The manifesto is a little like Magna Carta or the US Constitution, you sometimes have to read into it what would fit your circumstances. It was written about software and as we apply agile outside of software you have to think “what would it say?” the same way the US Supreme Court looks at the Constitutions interprets what it would say about the Internet

Perhaps a more interesting question than “What is Agile?” is “Where does Agile apply?” or, even more interesting, “Where does Agile not apply?”

One can argue that since Agile includes a self-adaptation mechanism (inspect and adapt) – or as I have argued, Agile is the embodiment of the Learning Organization – it can apply to anything, anywhere. Similarly it has universal applicability and can fix any flaws it has.

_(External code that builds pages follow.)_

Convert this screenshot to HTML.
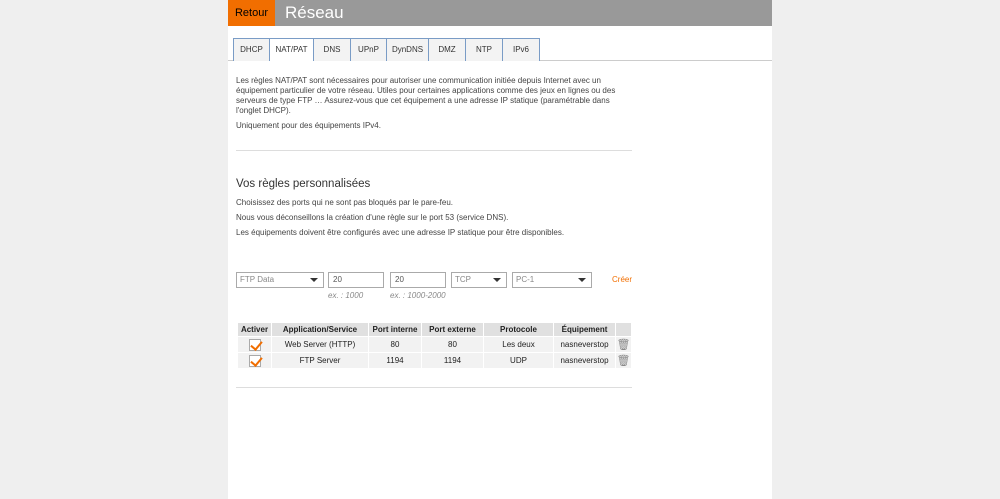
<!DOCTYPE html>
<html><head><meta charset="utf-8"><style>
*{margin:0;padding:0;box-sizing:border-box}
body{width:1000px;height:499px;background:#efefef;font-family:"Liberation Sans",Arial,sans-serif;color:#333;position:relative;overflow:hidden}
.main{position:absolute;left:228px;top:0;width:544px;height:499px;background:#fff}
.a{position:absolute}
.hdr{left:0;top:0;width:544px;height:26px;background:#999}
.ret{left:0;top:0;width:47px;height:26px;background:#f16e00;color:#000;font-size:11px;line-height:26px;text-align:center}
.title{left:57px;top:3px;font-size:17px;color:#fff}
.tab{position:absolute;top:38px;height:23px;border:1px solid #7a9cc6;border-bottom:none;background:#f3f3f3;font-size:8px;line-height:22px;text-align:center;color:#333}
.tab.on{background:#fff;height:23px}
.line{position:absolute;left:0;width:544px;height:1px;background:#ccc}
.p{position:absolute;left:8px;font-size:8px;line-height:10px;color:#444;width:400px}
.sep{position:absolute;left:8px;width:396px;height:1px;background:#ddd}
.sel{position:absolute;top:272px;height:16px;border:1px solid #aaa;font-size:8px;line-height:14px;padding-left:3px;color:#888}
.sel:after{content:"";position:absolute;right:5px;top:5px;border-left:4px solid transparent;border-right:4px solid transparent;border-top:4px solid #333}
.inp{position:absolute;top:272px;height:16px;border:1px solid #aaa;font-size:8px;line-height:14px;padding-left:4px;color:#555}
.ex{position:absolute;top:291px;font-size:8px;font-style:italic;color:#888}
table{position:absolute;left:9px;top:322px;border-collapse:separate;border-spacing:1px;font-size:8px}
th{background:#e0e0e0;height:13px;font-weight:bold;color:#222;padding:0}
td{background:#f2f2f2;height:15px;text-align:center;color:#222;padding:0}
.cb{display:inline-block;width:12px;height:12px;border:1px solid #aaa;background:#fff;position:relative;vertical-align:middle}
.cb:after{content:"";position:absolute;left:3px;top:-1px;width:5px;height:9px;border-right:2px solid #f16e00;border-bottom:2px solid #f16e00;transform:rotate(40deg)}
</style></head><body>
<div class="main">
<div class="a hdr"></div>
<div class="a ret">Retour</div>
<div class="a title">Réseau</div>
<div class="line" style="top:60px"></div>
<div class="tab" style="left:5px;width:37px">DHCP</div>
<div class="tab on" style="left:41px;width:45px">NAT/PAT</div>
<div class="tab" style="left:85px;width:38px">DNS</div>
<div class="tab" style="left:122px;width:37px">UPnP</div>
<div class="tab" style="left:158px;width:43px">DynDNS</div>
<div class="tab" style="left:200px;width:38px">DMZ</div>
<div class="tab" style="left:237px;width:38px">NTP</div>
<div class="tab" style="left:274px;width:38px">IPv6</div>
<div class="p" style="top:76px">Les règles NAT/PAT sont nécessaires pour autoriser une communication initiée depuis Internet avec un équipement particulier de votre réseau. Utiles pour certaines applications comme des jeux en lignes ou des serveurs de type FTP … Assurez-vous que cet équipement a une adresse IP statique (paramétrable dans l'onglet DHCP).</div>
<div class="p" style="top:121px">Uniquement pour des équipements IPv4.</div>
<div class="sep" style="top:150px"></div>
<div class="p" style="top:177px;font-size:11.5px;line-height:14px;color:#333">Vos règles personnalisées</div>
<div class="p" style="top:198px">Choisissez des ports qui ne sont pas bloqués par le pare-feu.</div>
<div class="p" style="top:213px">Nous vous déconseillons la création d'une règle sur le port 53 (service DNS).</div>
<div class="p" style="top:228px">Les équipements doivent être configurés avec une adresse IP statique pour être disponibles.</div>
<div class="sel" style="left:8px;width:88px">FTP Data</div>
<div class="inp" style="left:100px;width:56px">20</div>
<div class="inp" style="left:162px;width:56px">20</div>
<div class="sel" style="left:223px;width:56px">TCP</div>
<div class="sel" style="left:284px;width:80px">PC-1</div>
<div class="a" style="left:384px;top:275px;font-size:8px;color:#f16e00">Créer</div>
<div class="ex" style="left:100px">ex. : 1000</div>
<div class="ex" style="left:162px">ex. : 1000-2000</div>
<table>
<tr><th style="width:33px">Activer</th><th style="width:96px">Application/Service</th><th style="width:52px">Port interne</th><th style="width:61px">Port externe</th><th style="width:69px">Protocole</th><th style="width:61px">Équipement</th><th style="width:15px"></th></tr>
<tr><td><span class="cb"></span></td><td>Web Server (HTTP)</td><td>80</td><td>80</td><td>Les deux</td><td>nasneverstop</td><td style="color:#888;font-size:11px">🗑</td></tr>
<tr><td><span class="cb"></span></td><td>FTP Server</td><td>1194</td><td>1194</td><td>UDP</td><td>nasneverstop</td><td style="color:#888;font-size:11px">🗑</td></tr>
</table>
<div class="sep" style="top:387px"></div>
</div>
</body></html>
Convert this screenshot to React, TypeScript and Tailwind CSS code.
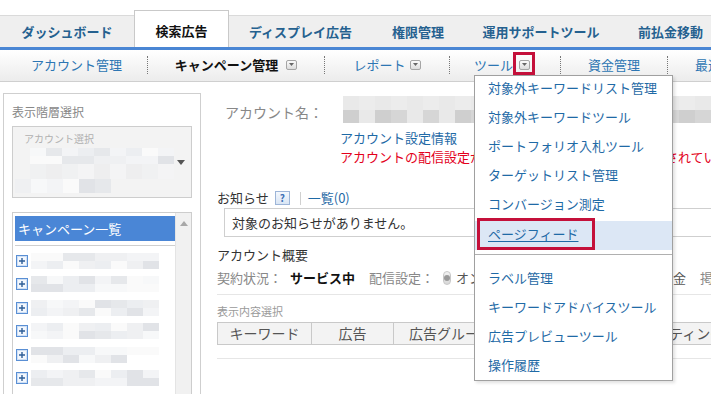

Of cause its rather bombastic to make such an argument and quite possibly anyone making that argument hasn’t thought it through.

So the definition of “Agile” becomes important – and since we don’t have one, and can’t agree on one we’re in a rather tricky position.

Increasingly I see “Agile” (and so some degree Lean too) as a response to new technologies and increasing CPU power. Software people – who had a particular problem themselves – had first access to new technologies (programmable assistants, email, instant messenger, wikis, fast tests and more) and used them to address their own issues.

The problems are important. Although people have been talking about “agile outside of software development” for almost as long as agile software development it has never really taken off in the same way. To my mind thats because most other industries don’t have problems which are pushing them to find a better way.

As technologies advance, and as more and more industries become “Digital” and utilise the same tools software engineers have had for longer then those industries increasingly resembled software development. That means two things: other industries start to encounter the same problems as software development but they also start to apply the same solutions.

Software engineers are the prototype of future knowledge workers.

Which implies, the thing we call Agile is the prototype process for many other industries

“Agile outside of software” becomes a meaningless concept when all industries increasingly resemble software delivery.